At a time when architects have a wide array of new digital tools at their disposal, there are—as in any period of rapid technological innovation—conflicting ideas of how the new technology should be implemented, and to what end. This course, a hybrid seminar/workshop, will investigate the possibilities and potentials of one particular approach to integrating digital processes into architecture: parametric design.
Parametric design can loosely be defined as a implementing a relational model that is able to both accommodate and produce dynamic factors within the design process. At the core of this concept is the idea that the computer can help us analyze, manage, calculate, represent, and communicate large amounts of information, and seamlessly translate that information into built form. It is, on the most basic of levels, an informational approach to design. Whether applied to structural logics, detailing methods, or performative strategies of ornamentation, parametric design can enable the architect to have new and unprecedented levels of control over parts of the design and fabrication process that previously were left to others. But it also requires knowledge and grounding in fields as diverse as computer programming and network theory, areas that perhaps traditionally were seen as outside the discipline but that are now central to contemporary architectural production. The goal of this seminar is to formulate an understanding—through reading, writing, modeling, and fabricating—of how such a parametric paradigm works, and what it could possibly mean for architecture.
STRUCTURE
The class will have two components: a critical inquiry into contemporary architectural and cultural strategies of parametric design, and a hands-on workshop that will develop a full range of parametric modeling techniques. The class will also take advantage of the Department’s new laser cutter, which will be used intensively to test the material implications of the digital studies.

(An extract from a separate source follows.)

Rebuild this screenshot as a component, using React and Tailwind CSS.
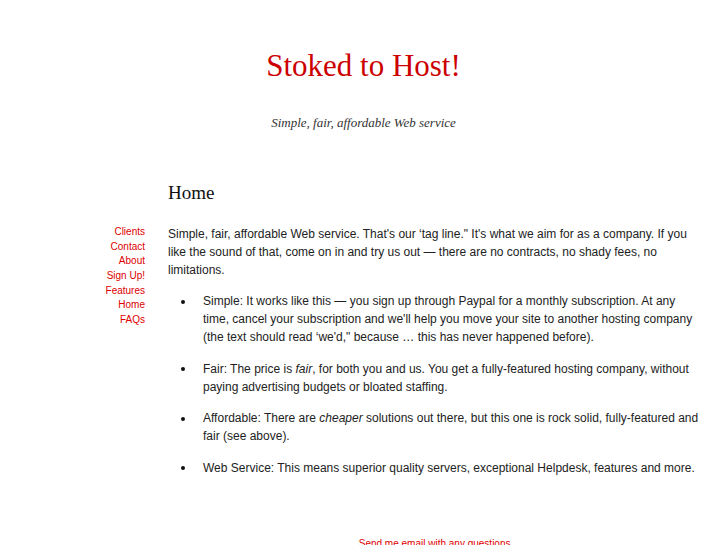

Readings for seminar discussions will range from historical texts on network theory to contemporary discourse on digital architectural design to broader cultural examples of a parametric mindset (economic, scientific, artistic, etc.). Throughout the course of the semester, students (in pairs) will research and present a contemporary architectural example of parametric design, explaining its process but also critically assessing it for cultural and historical relevance. Students will also be expected to contribute regularly to the class blog and are encouraged to use the blog as an informal venue for discussion, provocation, and speculation.

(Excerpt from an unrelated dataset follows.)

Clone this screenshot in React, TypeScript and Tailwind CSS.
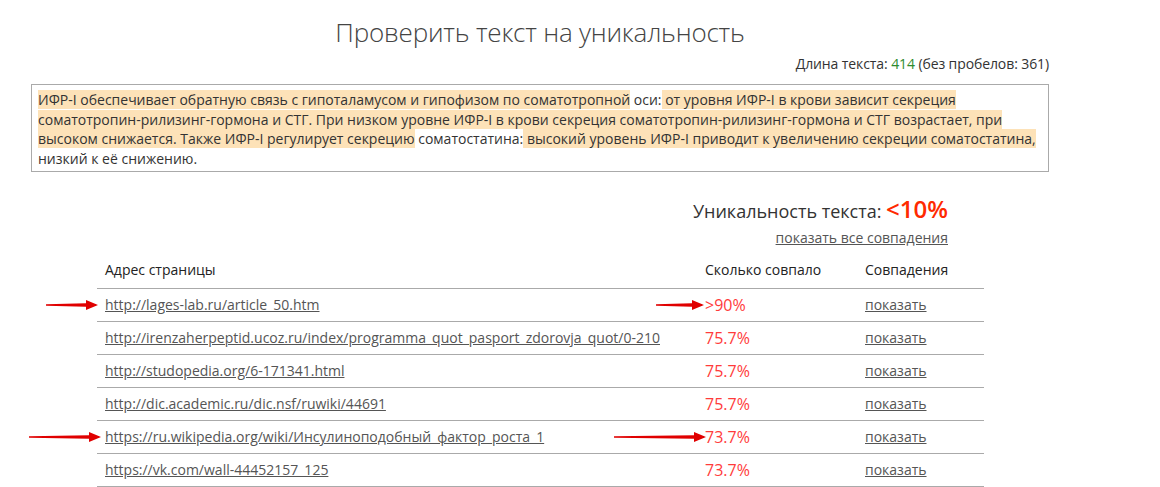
import React from "react";

const rows = [
  { url: "http://lages-lab.ru/article_50.htm", pct: ">90%", arrow: true },
  { url: "http://irenzaherpeptid.ucoz.ru/index/programma_quot_pasport_zdorovja_quot/0-210", pct: "75.7%" },
  { url: "http://studopedia.org/6-171341.html", pct: "75.7%" },
  { url: "http://dic.academic.ru/dic.nsf/ruwiki/44691", pct: "75.7%" },
  { url: "https://ru.wikipedia.org/wiki/Инсулиноподобный_фактор_роста_1", pct: "73.7%", arrow: true, long: true },
  { url: "https://vk.com/wall-44452157_125", pct: "73.7%" },
];

function Arrow({ w }: { w: number }) {
  return (
    <svg width={w} height="12" viewBox={`0 0 ${w} 12`} className="block">
      <polygon points={`0,5.3 ${w - 12},4.2 ${w - 12},1 ${w},6 ${w - 12},11 ${w - 12},7.8 0,6.7`} fill="#e00000" />
    </svg>
  );
}

const hl = "bg-[#fde2b8]";

export default function App() {
  return (
    <div className="h-[487px] w-[1160px] overflow-hidden bg-white text-[#333] [font-family:'Open_Sans',sans-serif]">
      <div className="ml-[31px] w-[1018px] pt-[14px]">
        <h1 className="text-center text-[26px] leading-[36px] font-light text-[#444] tracking-[-0.2px]">
          Проверить текст на уникальность
        </h1>
        <div className="mt-[5px] text-right text-[14px] leading-[18px] text-[#333] tracking-[-0.1px]">
          Длина текста: <span className="text-[#2e8b2e]">414</span> (без пробелов: 361)
        </div>
        <div className="mt-[11px] h-[88px] border border-[#aaa] px-[6px] pt-[5px] text-[14px] leading-[19.6px] text-[#333]">
          <span className={hl}>ИФР-I обеспечивает обратную связь с гипоталамусом и гипофизом по соматотропной</span> оси:
          <span className={hl}>
            {" "}от уровня ИФР-I в крови зависит секреция
            <br />
            соматотропин-рилизинг-гормона и СТГ. При низком уровне ИФР-I в крови секреция соматотропин-рилизинг-гормона и СТГ возрастает, при
            <br />
            высоком снижается. Также ИФР-I регулирует секрецию
          </span>{" "}
          соматостатина:
          <span className={hl}> высокий уровень ИФР-I приводит к увеличению секреции соматостатина,</span>
          <br />
          низкий к её снижению.
        </div>
      </div>

      <div className="ml-[97px] w-[887px]">
        <div className="mt-[23px] pr-[36px] text-right">
          <div className="text-[18px] leading-[28px] text-[#333]">
            Уникальность текста: <span className="text-[24px] font-semibold text-[#ff2a00]">&lt;10%</span>
          </div>
          <a className="text-[14px] leading-[18px] text-[#555] underline" href="#">
            показать все совпадения
          </a>
        </div>

        <table className="mt-[6px] w-full border-collapse text-[14px]">
          <thead>
            <tr className="h-[33px] border-b border-[#aaa] text-left text-[#222]">
              <th className="pl-[8px] pt-[4px] align-top font-normal">Адрес страницы</th>
              <th className="w-[160px] pl-[8px] pt-[4px] align-top font-normal">Сколько совпало</th>
              <th className="w-[127px] pl-[8px] pt-[4px] align-top font-normal">Совпадения</th>
            </tr>
          </thead>
          <tbody>
            {rows.map((r) => (
              <tr key={r.url} className="h-[33px] border-b border-[#aaa]">
                <td className="relative pl-[8px]">
                  {r.arrow && (
                    <span className={`absolute top-1/2 -translate-y-1/2 ${r.long ? "left-[-68px]" : "left-[-51px]"}`}>
                      <Arrow w={r.long ? 72 : 52} />
                    </span>
                  )}
                  <a href="#" className="text-[#555] underline">
                    {r.url}
                  </a>
                </td>
                <td className="relative pl-[8px] text-[16px] text-[#ff3b3b]">
                  {r.arrow && (
                    <span className={`absolute top-1/2 -translate-y-1/2 ${r.long ? "left-[-83px]" : "left-[-41px]"}`}>
                      <Arrow w={r.long ? 92 : 48} />
                    </span>
                  )}
                  {r.pct}
                </td>
                <td className="pl-[8px]">
                  <a href="#" className="text-[#555] underline">
                    показать
                  </a>
                </td>
              </tr>
            ))}
          </tbody>
        </table>
      </div>
    </div>
  );
}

Parallel to the seminar component, we will also be developing a catalog of parametric design techniques, primarily through experimenting with our own digital, relational models. We will utilize the Rhino 3D software package and the Grasshopper plug-in, which provides an intuitive, graphic interface for creating dynamic, parametric models from simple relationships between objects within the three-dimensional Rhino environment. The priority will not be using the software to represent, but rather using it to generate. The format will be similar to a design studio, with desk-crits, regular pin-up discussions, and reviews for final presentations. There will be weekly exercises, each of which will focus on a specific method of parametric modeling and pattern-making. As the semester progresses, we will begin to translate the virtual models into physical constructions using the laser cutter, and students will learn how this process of translation, by addressing issues of tolerance, scale, and materiality, can feed back into the design of the model itself. The midterm project will incorporate a specific pattern system (taken from a cultural, natural, or scientific context) into a working parametric model, thereby transforming the logic of the pattern to create new and dynamic (variable) effects. The project will also include a physical iteration of the pattern study, produced using the laser cutter. The final project will move further into the realm of architectural or structural speculation, focusing on the fabrication of three-dimensional assemblies of components generated directly from the modeling software.
All pattern, digital model, and physical model studies will be documented throughout the semester in 2D screenshot form, to be compiled and exhibited at the end of the semester.